A geochemical and petrological study of Miocene to recent alkali basalts, basanites, hawaiites, mugearites, trachytes, and phonolites erupted within the Harrat Ash Shamah volcanic field was performed to reconstruct the magmatic evolution of southern Syria. The major element composition of the investigated lavas is mainly controlled by fractional crystallization of olivine, clinopyroxene, +/- Fe-Ti oxides and +/- apatite; feldspar fractionation is restricted to the most evolved lavas.
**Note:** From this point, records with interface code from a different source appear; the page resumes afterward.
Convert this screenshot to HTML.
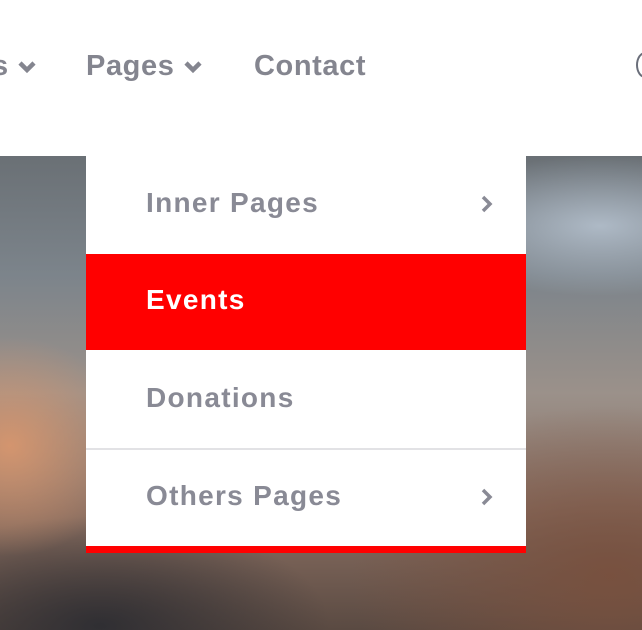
<!DOCTYPE html>
<html><head><style>
html,body{margin:0;padding:0;width:642px;height:630px;overflow:hidden;background:#fff;font-family:"Liberation Sans",sans-serif;}
.bg{position:absolute;left:0;top:156px;width:642px;height:474px;
background:
radial-gradient(ellipse 120px 110px at 10px 290px,rgba(215,150,110,.95),rgba(215,150,110,0) 100%),
radial-gradient(ellipse 230px 110px at 100px 470px,rgba(45,45,50,.95),rgba(45,45,50,0) 100%),
radial-gradient(ellipse 260px 170px at 610px 420px,rgba(120,80,62,.95),rgba(120,80,62,0) 100%),
radial-gradient(ellipse 180px 70px at 600px 70px,rgba(180,192,205,.9),rgba(180,192,205,0) 100%),
linear-gradient(180deg,#6a7075 0%,#7c848b 25%,#9b918a 50%,#8a6f62 75%,#5a4a42 100%);}
.nav{position:absolute;top:50px;font-size:29px;font-weight:bold;color:#84858f;letter-spacing:0.6px;}
.chev{display:inline-block;vertical-align:middle;}
.dd{position:absolute;left:86px;top:156px;width:440px;height:397px;background:#fff;}
.row{position:absolute;left:0;width:440px;font-size:28px;font-weight:bold;color:#898a95;letter-spacing:1.3px;}
.row span{position:absolute;left:60px;}
.arr{position:absolute;left:394px;}
</style></head><body>
<div class="bg"></div>
<div class="nav" style="left:-8px">s <svg class="chev" width="20" height="14" viewBox="0 0 20 14"><path d="M3 3l7 7 7-7" stroke="#84858f" stroke-width="4.5" fill="none"/></svg></div>
<div class="nav" style="left:86px">Pages <svg class="chev" width="20" height="14" viewBox="0 0 20 14"><path d="M3 3l7 7 7-7" stroke="#84858f" stroke-width="4.5" fill="none"/></svg></div>
<div class="nav" style="left:254px">Contact</div>
<div style="position:absolute;left:636px;top:52px;width:14px;height:22px;border:2px solid #6a6e7a;border-radius:50%"></div>
<div class="dd">
<div class="row" style="top:0;height:97px"><span style="top:31px">Inner Pages</span><svg class="arr" style="top:38px" width="14" height="20" viewBox="0 0 14 20"><path d="M3 3l7 7-7 7" stroke="#898a95" stroke-width="3.5" fill="none"/></svg></div>
<div class="row" style="top:98px;height:96px;background:#ff0000;color:#fff"><span style="top:30px">Events</span></div>
<div class="row" style="top:194px;height:98px;border-bottom:2px solid #e2e2e5"><span style="top:32px">Donations</span></div>
<div class="row" style="top:294px;height:96px"><span style="top:30px">Others Pages</span><svg class="arr" style="top:37px" width="14" height="20" viewBox="0 0 14 20"><path d="M3 3l7 7-7 7" stroke="#898a95" stroke-width="3.5" fill="none"/></svg></div>
<div style="position:absolute;left:0;top:390px;width:440px;height:7px;background:#ff0000"></div>
</div>
</body></html>
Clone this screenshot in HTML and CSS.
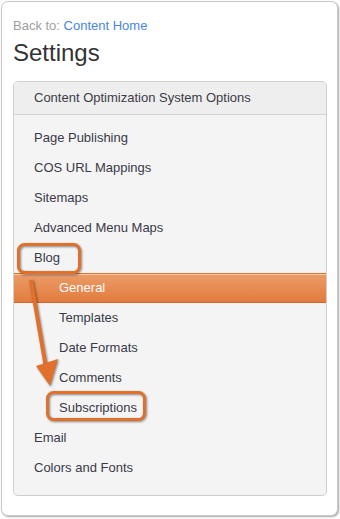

Na2O and SiO2 variations within uncontaminated, primitive lavas as well as variably fractionated heavy rare earth element ratios suggest a formation by variable degrees of partial melting of different garnet peridotite sources triggered, probably, by changes in mantle temperature. The isotopic range as well as the variable trace element enrichment observed in the lavas imply derivation from both a volatile- and incompatible element-enriched asthenosphere and from a plume component. In addition, some lavas have been affected by crustal contamination. This effect is most prominent in evolved lavas older than 3.5 Ma, which assimilated 30-40% of crustal material. In general, the periodicity of volcanism in conjunction with temporal changes in lava composition and melting regime suggest that the Syrian volcanism was triggered by a pulsing mantle plume located underneath northwestern Arabia.